A realistic startup budget for a solo hot shot owner-operator breaks down as follows: LLC formation ($50-$500), USDOT/MC application ($300 for MC number), BOC-3 filing ($30-$75), UCR registration ($76-$400/year depending on fleet size), IFTA license (typically free to obtain, then quarterly fuel taxes), Primary liability insurance ($6,000-$14,000/year for a new authority — the single largest non-equipment expense), Cargo insurance ($1,200-$3,000/year), Physical damage insurance ($1,500-$4,000/year depending on equipment value), ELD device and subscription ($200-$600 upfront plus $25-$50/month), Load board subscriptions ($35-$150/month for DAT or Truckstop), Used dually truck ($25,000-$45,000), Gooseneck flatbed trailer ($4,000-$12,000), Cargo securement equipment — chains, straps, tarps ($500-$2,000), Working capital for fuel (3 weeks of float before first payment clears, $1,500-$4,000). Total to start, excluding equipment: $10,000-$20,000. Including a solid used rig: $40,000-$75,000. If you're financing the truck, add the down payment (typically 10-20%) and be aware that insurance costs are higher when the lender requires physical damage coverage.
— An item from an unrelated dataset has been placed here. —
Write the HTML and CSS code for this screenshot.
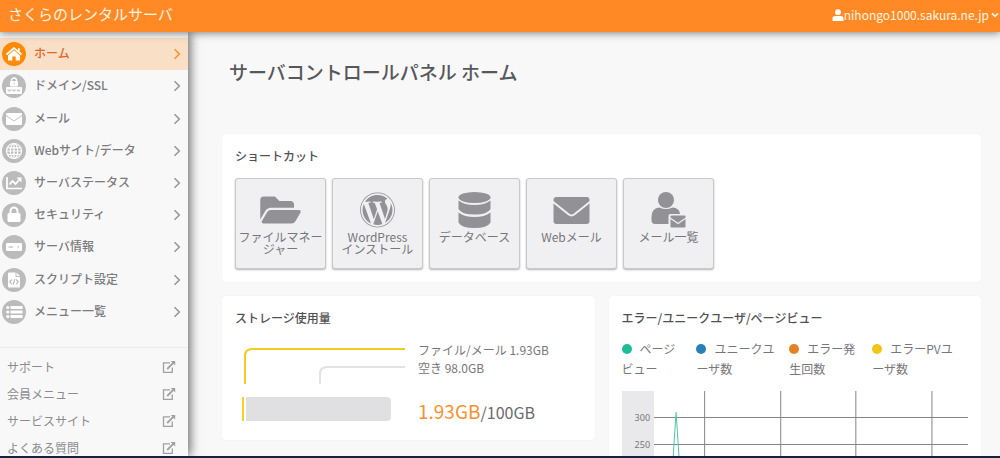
FILE: index.html
```html
<!DOCTYPE html>
<html lang="ja">
<head>
<meta charset="utf-8">
<meta name="viewport" content="width=device-width, initial-scale=1">
<title>サーバコントロールパネル ホーム</title>
<link rel="stylesheet" href="styles.css">
</head>
<body>
<svg class="defs" aria-hidden="true">
  <symbol id="chevron" viewBox="0 0 8 12"><path d="M1.5 1.2 6.3 6 1.5 10.8" fill="none" stroke="currentColor" stroke-width="1.6"/></symbol>
  <symbol id="external" viewBox="0 0 14 14"><path d="M8 2.8H1.5v9.5h8.8V7.5" fill="none" stroke="currentColor" stroke-width="1.3"/><path d="M5.2 9 11.5 2.6" stroke="currentColor" stroke-width="1.8"/><path d="M8.6 1H13.2V5.6Z" fill="currentColor"/></symbol>
</svg>
<div class="app">
  <header class="topbar">
    <a class="brand" href="#">さくらのレンタルサーバ</a>
    <button class="account" type="button">
      <svg class="account-icon" viewBox="0 0 12 12" aria-hidden="true"><circle cx="6" cy="3.2" r="2.9" fill="currentColor"/><path d="M.5 12V9.800Q.5 7 3.300 7H8.700Q11.500 7 11.500 9.800V12Z" fill="currentColor"/></svg>
      <span>nihongo1000.sakura.ne.jp</span>
      <svg class="account-caret" viewBox="0 0 8 6" aria-hidden="true"><path d="M1 1.300 4 4.300 7 1.300" fill="none" stroke="currentColor" stroke-width="1.700"/></svg>
    </button>
  </header>
  <div class="body">
    <aside class="sidebar">
      <nav class="menu" aria-label="メインメニュー">
        <a class="menu-item active" href="#"><svg class="badge" viewBox="0 0 24 24"><circle cx="12" cy="12" r="12"/><g fill="#fff"><path d="M12 8.300 18 13.500V18.500H13.700V14.500H10.300V18.500H6V13.500Z"/><path d="M4.500 12.500 12 6 19.500 12.500M16.800 6.200V9.500" fill="none" stroke="#fff" stroke-width="1.700"/></g></svg><span>ホーム</span><svg class="arrow"><use href="#chevron"/></svg></a>
        <a class="menu-item" href="#"><svg class="badge" viewBox="0 0 24 24"><circle cx="12" cy="12" r="12"/><path d="M9.500 8V6.500a2.500 2.500 0 0 1 5 0V8" fill="none" stroke="#fff" stroke-width="1.300"/><rect x="8" y="7" width="8" height="5.500" rx=".8" fill="#fff"/><rect x="4" y="13" width="16" height="7" rx="1" fill="#fff"/><path d="M12 8.500v2M6 15.300l.7 2 .8-1.600.8 1.600.7-2M10.500 15.300l.7 2 .8-1.600.8 1.600.7-2M15 15.300l.7 2 .8-1.600.8 1.600.7-2" fill="none" stroke="#bbb" stroke-width=".8"/></svg><span>ドメイン/SSL</span><svg class="arrow"><use href="#chevron"/></svg></a>
        <a class="menu-item" href="#"><svg class="badge" viewBox="0 0 24 24"><circle cx="12" cy="12" r="12"/><rect x="4" y="6" width="16" height="12" rx="1" fill="#fff"/><path d="M4 8.500 12 14l8-5.500" fill="none" stroke="#bbb" stroke-width=".9"/></svg><span>メール</span><svg class="arrow"><use href="#chevron"/></svg></a>
        <a class="menu-item" href="#"><svg class="badge" viewBox="0 0 24 24"><circle cx="12" cy="12" r="12"/><g fill="none" stroke="#fff" stroke-width="1.200"><circle cx="12" cy="12" r="7.500"/><ellipse cx="12" cy="12" rx="3.700" ry="7.500"/><path d="M12 4.500v15M5.300 8.800h13.400M4.500 12h15M5.300 15.300h13.400"/></g></svg><span>Webサイト/データ</span><svg class="arrow"><use href="#chevron"/></svg></a>
        <a class="menu-item" href="#"><svg class="badge" viewBox="0 0 24 24"><circle cx="12" cy="12" r="12"/><path d="M5 6v11.500h15" fill="none" stroke="#fff" stroke-width="1.700"/><path d="m7.500 13.500 3-3.500 3 3 4-4.500" fill="none" stroke="#fff" stroke-width="1.800"/><path d="M14.500 6.500H19.500V11.500Z" fill="#fff"/></svg><span>サーバステータス</span><svg class="arrow"><use href="#chevron"/></svg></a>
        <a class="menu-item" href="#"><svg class="badge" viewBox="0 0 24 24"><circle cx="12" cy="12" r="12"/><path d="M8.500 11V8a3.500 3.500 0 0 1 7 0v3" fill="none" stroke="#fff" stroke-width="2"/><rect x="5.500" y="10" width="13" height="9" rx="1.500" fill="#fff"/></svg><span>セキュリティ</span><svg class="arrow"><use href="#chevron"/></svg></a>
        <a class="menu-item" href="#"><svg class="badge" viewBox="0 0 24 24"><circle cx="12" cy="12" r="12"/><rect x="4" y="8" width="16" height="8" rx="1" fill="#fff"/><path d="M6.500 12h4.500M15.500 12h1.500" stroke="#ccc" stroke-width="1.500"/></svg><span>サーバ情報</span><svg class="arrow"><use href="#chevron"/></svg></a>
        <a class="menu-item" href="#"><svg class="badge" viewBox="0 0 24 24"><circle cx="12" cy="12" r="12"/><path d="M7 4.500h6.500v4.500H18v9.500a1 1 0 0 1-1 1H7a1 1 0 0 1-1-1v-13a1 1 0 0 1 1-1ZM14.500 4.500 18 8h-3.500Z" fill="#fff"/><path d="M9.800 11.500 7.800 13.800 9.800 16.100M14.200 11.500l2 2.300-2 2.300M12.800 11l-1.600 5.700" fill="none" stroke="#bbb" stroke-width="1.200"/></svg><span>スクリプト設定</span><svg class="arrow"><use href="#chevron"/></svg></a>
        <a class="menu-item" href="#"><svg class="badge" viewBox="0 0 24 24"><circle cx="12" cy="12" r="12"/><g fill="#fff"><circle cx="5.800" cy="7.500" r="1.600"/><circle cx="5.800" cy="12" r="1.600"/><circle cx="5.800" cy="16.500" r="1.600"/><path d="M8.500 6h12v3h-12zM8.500 10.500h12v3h-12zM8.500 15h12v3h-12z"/></g></svg><span>メニュー一覧</span><svg class="arrow"><use href="#chevron"/></svg></a>
      </nav>
      <nav class="links" aria-label="関連リンク">
        <a href="#"><span>サポート</span><svg class="ext"><use href="#external"/></svg></a>
        <a href="#"><span>会員メニュー</span><svg class="ext"><use href="#external"/></svg></a>
        <a href="#"><span>サービスサイト</span><svg class="ext"><use href="#external"/></svg></a>
        <a href="#"><span>よくある質問</span><svg class="ext"><use href="#external"/></svg></a>
      </nav>
    </aside>
    <main class="content">
      <h1>サーバコントロールパネル ホーム</h1>
      <section class="card">
        <h2>ショートカット</h2>
        <div class="tiles">
          <a class="tile" href="#"><svg class="tile-icon" viewBox="0 0 576 512"><path d="M573 292 500 416a64 64 0 0 1-55 32H45c-18 0-30-20-21-36L97 288a64 64 0 0 1 55-32h400c18 0 30 20 21 36zM152 224h328v-48c0-27-21-48-48-48H272l-64-64H48C21 64 0 85 0 112v278l69-118c17-30 49-48 83-48z"/></svg><span>ファイルマネージャー</span></a>
          <a class="tile" href="#"><svg class="tile-icon" viewBox="0 0 512 512"><path d="M61.7 169.4l101.5 278C92.2 413 43.3 340.2 43.3 256c0-30.9 6.6-60.1 18.4-86.6zm337.9 75.9c0-26.3-9.4-44.5-17.5-58.7-10.8-17.5-20.9-32.4-20.9-49.9 0-19.6 14.8-37.8 35.7-37.8.9 0 1.8.1 2.8.2-37.9-34.7-88.3-55.9-143.7-55.9-74.3 0-139.7 38.1-177.8 95.9 5 .2 9.7.3 13.7.3 22.2 0 56.7-2.7 56.7-2.7 11.5-.7 12.8 16.2 1.4 17.5 0 0-11.5 1.3-24.3 2l77.5 230.4L249.8 247l-33.1-90.8c-11.5-.7-22.3-2-22.3-2-11.5-.7-10.1-18.2 1.3-17.5 0 0 35.1 2.7 56 2.7 22.2 0 56.7-2.7 56.7-2.7 11.5-.7 12.8 16.2 1.4 17.5 0 0-11.5 1.3-24.3 2l76.900 228.700 21.200-70.900c9-29.400 16-50.500 16-68.700zm-139.900 29.300l-63.800 185.500c19.100 5.600 39.200 8.700 60.100 8.700 24.800 0 48.500-4.300 70.600-12.100-.6-.9-1.100-1.900-1.500-2.900l-65.400-179.200zm183-120.700c.9 6.800 1.400 14 1.400 21.900 0 21.600-4 45.800-16.200 76.200l-65 187.900C426.200 403 468.700 334.500 468.700 256c0-37-9.400-71.800-26-102.100zM504 256c0 136.800-111.300 248-248 248C119.200 504 8 392.700 8 256 8 119.200 119.200 8 256 8c136.700 0 248 111.200 248 248zm-11.400 0c0-130.500-106.200-236.600-236.600-236.600C125.500 19.400 19.400 125.500 19.400 256S125.600 492.600 256 492.600c130.500 0 236.600-106.100 236.600-236.600z"/></svg><span>WordPress<br>インストール</span></a>
          <a class="tile" href="#"><svg class="tile-icon" viewBox="0 0 36 36"><ellipse cx="18" cy="5.500" rx="16" ry="5.500"/><path d="M2 8.500Q8 13 18 13T34 8.500V17Q31 22.500 18 22.500T2 17ZM2 20.500Q8 25 18 25T34 20.500V30.500Q31 36 18 36T2 30.500Z"/></svg><span>データベース</span></a>
          <a class="tile" href="#"><svg class="tile-icon" viewBox="0 0 36 36"><rect y="5" width="36" height="27" rx="3"/><path d="M-1 9.500 15 22.300Q18 24.500 21 22.300L37 9.500" fill="none" stroke="#f0f0f3" stroke-width="2"/></svg><span>Webメール</span></a>
          <a class="tile" href="#"><svg class="tile-icon" viewBox="0 0 36 36"><circle cx="15.500" cy="8" r="8"/><path d="M1 28V25Q1 16 9 15.500q6.500 3 13 0Q29 16 29.500 22H20Q18 22 18 24V32H4.500Q1 32 1 28Z"/><rect x="20" y="23.500" width="15" height="12" rx="1"/><path d="m19.500 26 8 5.500 8-5.500" fill="none" stroke="#f0f0f3" stroke-width="1.200"/></svg><span>メール一覧</span></a>
        </div>
      </section>
      <div class="columns">
        <section class="card">
          <h2>ストレージ使用量</h2>
          <div class="storage">
            <svg class="storage-chart" viewBox="0 0 163 74" role="img" aria-label="ストレージ使用量のグラフ"><path d="M3 37V9Q3 2 10 2H163" fill="none" stroke="#f5ca23" stroke-width="2"/><path d="M78 37V27Q78 20 85 20H163" fill="none" stroke="#e3e3e5" stroke-width="2"/><path d="M0 50H2V74H0Z" fill="#f7d028"/><path d="M4 50H145Q149 50 149 54V70Q149 74 145 74H4Z" fill="#e0e0e3"/></svg>
            <div class="storage-text">
              <p>ファイル/メール 1.93GB<br>空き 98.0GB</p>
              <p class="total"><strong>1.93GB</strong>/100GB</p>
            </div>
          </div>
        </section>
        <section class="card">
          <h2>エラー/ユニークユーザ/ページビュー</h2>
          <ul class="legend">
            <li><i class="dot green"></i>ページビュー</li>
            <li><i class="dot blue"></i>ユニークユーザ数</li>
            <li><i class="dot orange"></i>エラー発生回数</li>
            <li><i class="dot yellow"></i>エラーPVユーザ数</li>
          </ul>
          <svg class="chart" viewBox="0 0 346 192" role="img" aria-label="アクセス推移"><path d="M0 0H32V192H0Z" fill="#e9e9eb"/><path d="M32 26.500H346M32 53.500H346M32 80.500H346M32 107.500H346M32 134.500H346M32 161.500H346M82.500 0V188M158.500 0V188M233.500 0V188M309.500 0V188" stroke="#858585"/><path d="M32 188H43L54 21 65 188H346" fill="none" stroke="#4cc7a6"/><g class="ticks"><text x="28" y="30">300</text><text x="28" y="57">250</text></g></svg>
        </section>
      </div>
    </main>
  </div>
</div>
</body>
</html>
```
FILE: styles.css
```css
* { box-sizing: border-box; }

body {
  margin: 0;
  background: #f8f8f8;
  color: #77777a;
  font: 12px/18px "Noto Sans CJK JP", "Noto Sans", sans-serif;
}

a { color: inherit; text-decoration: none; }
h1, h2, p, ul { margin: 0; padding: 0; }
.defs { display: none; }

.app {
  display: flex;
  flex-direction: column;
  height: 100vh;
  overflow: hidden;
  border-bottom: 2px solid #17243d;
}

.topbar {
  position: relative;
  z-index: 2;
  display: flex;
  flex: none;
  align-items: center;
  justify-content: space-between;
  height: 32px;
  padding: 0 1px 4px 8px;
  background: #ff8a25;
  box-shadow: 0 1px 8px rgba(0, 0, 0, 0.5);
  color: #fff3e4;
}

.brand { font-size: 15px; }

.account {
  display: flex;
  align-items: center;
  padding: 2px 0 0;
  border: 0;
  background: none;
  color: inherit;
  font: inherit;
  font-size: 12px;
}

.account-icon { width: 12px; height: 12px; color: #fff; }
.account-caret { width: 8px; height: 6px; margin-left: 2px; }

.body { display: flex; flex: 1; min-height: 0; }

.sidebar {
  position: relative;
  z-index: 1;
  flex: none;
  width: 188px;
  padding-top: 6px;
  box-shadow: 2px 0 10px rgba(0, 0, 0, 0.6);
  background: #f8f8f8;
}

.menu {
  display: grid;
  grid-auto-rows: 1fr;
  min-height: 290px;
  color: #7b7b7d;
  font-weight: 500;
}

.menu-item {
  display: flex;
  align-items: center;
  gap: 8px;
  padding: 0 7px 0 2px;
}

.menu-item span { flex: 1; padding-bottom: 2px; }
.menu-item.active { background: #f9dfc6; color: #e0662a; }
.badge { width: 24px; height: 24px; fill: #bbbbbc; }
.active .badge { fill: #ff8a05; }
.arrow { width: 8px; height: 12px; color: #99999b; }
.active .arrow { color: #ff9326; }

.links {
  margin-top: 19px;
  padding: 5px 12px 0 7px;
  border-top: 1px solid #ececec;
  color: #8b8b8e;
}

.links a {
  display: flex;
  align-items: center;
  justify-content: space-between;
  height: 27px;
}

.ext { width: 14px; height: 14px; color: #a0a0a3; }

.content {
  flex: 1;
  min-width: 0;
  padding: 26px 19px 0 34px;
}

h1 {
  margin-bottom: 48px;
  padding-left: 7px;
  color: #58585b;
  font-size: 19px;
  font-weight: 500;
  line-height: 28px;
}

.card {
  padding: 13px;
  border-radius: 3px;
  background: #fff;
  box-shadow: 0 0 1px rgba(0, 0, 0, 0.12);
}

h2 { color: #505053; font-size: 12px; font-weight: 500; line-height: 18px; }

.tiles { display: flex; flex-wrap: wrap; gap: 6px; margin-top: 13px; }

.tile {
  display: flex;
  flex-direction: column;
  align-items: center;
  gap: 3px;
  width: 91px;
  min-height: 91px;
  padding-top: 13px;
  border: 1px solid #c9c9cb;
  border-radius: 3px;
  background: #f0f0f3;
  box-shadow: 0 1px 2px rgba(0, 0, 0, 0.3);
  line-height: 12px;
  text-align: center;
  line-break: anywhere;
}

.tile-icon { width: 41px; height: 36px; fill: #929296; }

.columns {
  display: grid;
  grid-template-columns: 1fr 1fr;
  align-items: start;
  gap: 14px;
  margin-top: 14px;
}

.storage { display: flex; align-items: center; gap: 13px; padding: 14px 0 1px 7px; }
.storage-chart { flex: none; width: 163px; height: 74px; }
.storage-text { white-space: nowrap; }
.total { margin-top: 20px; font-size: 16px; line-height: 28px; color: #6b6b6e; }
.total strong { color: #f5922f; font-size: 19px; font-weight: 400; }

.legend {
  display: grid;
  grid-template-columns: 62fr 80fr 70fr 96fr;
  gap: 13px;
  margin-top: 12px;
  list-style: none;
  line-height: 20px;
  line-break: anywhere;
}

.legend li:last-child { padding-right: 10px; }
.dot { display: inline-block; width: 10px; height: 10px; margin-right: 8px; border-radius: 50%; }
.green { background: #1dbd98; }
.blue { background: #2a7fb9; }
.orange { background: #e58125; }
.yellow { background: #efc518; }

.chart { display: block; width: 100%; margin-top: 12px; }
.ticks { fill: #77777a; font: 9px "Noto Sans", sans-serif; text-anchor: end; }
```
What is a BOC-3 filing and why is it required?

BOC-3 stands for "Designation of Process Agent." Before FMCSA will activate your Motor Carrier operating authority, you must designate a process agent in every state where you operate — these agents accept legal service of process (lawsuits, regulatory notices) on your behalf in each state, so that a plaintiff doesn't need to serve you personally in your home state when suing in another jurisdiction. You cannot file a BOC-3 yourself unless you are designating yourself as agent in every state, which is impractical. Instead, use one of dozens of registered BOC-3 filing services — they maintain networks of agents in all 50 states and file the required Form BOC-3 with FMCSA on your behalf for a one-time fee of $30-$75. The filing must be on file with FMCSA before your authority becomes active. If you add new states to your operating territory or your filing service's agent network changes, your BOC-3 filing must be updated. This is a required, non-optional step — FMCSA's system will not grant operating authority without it.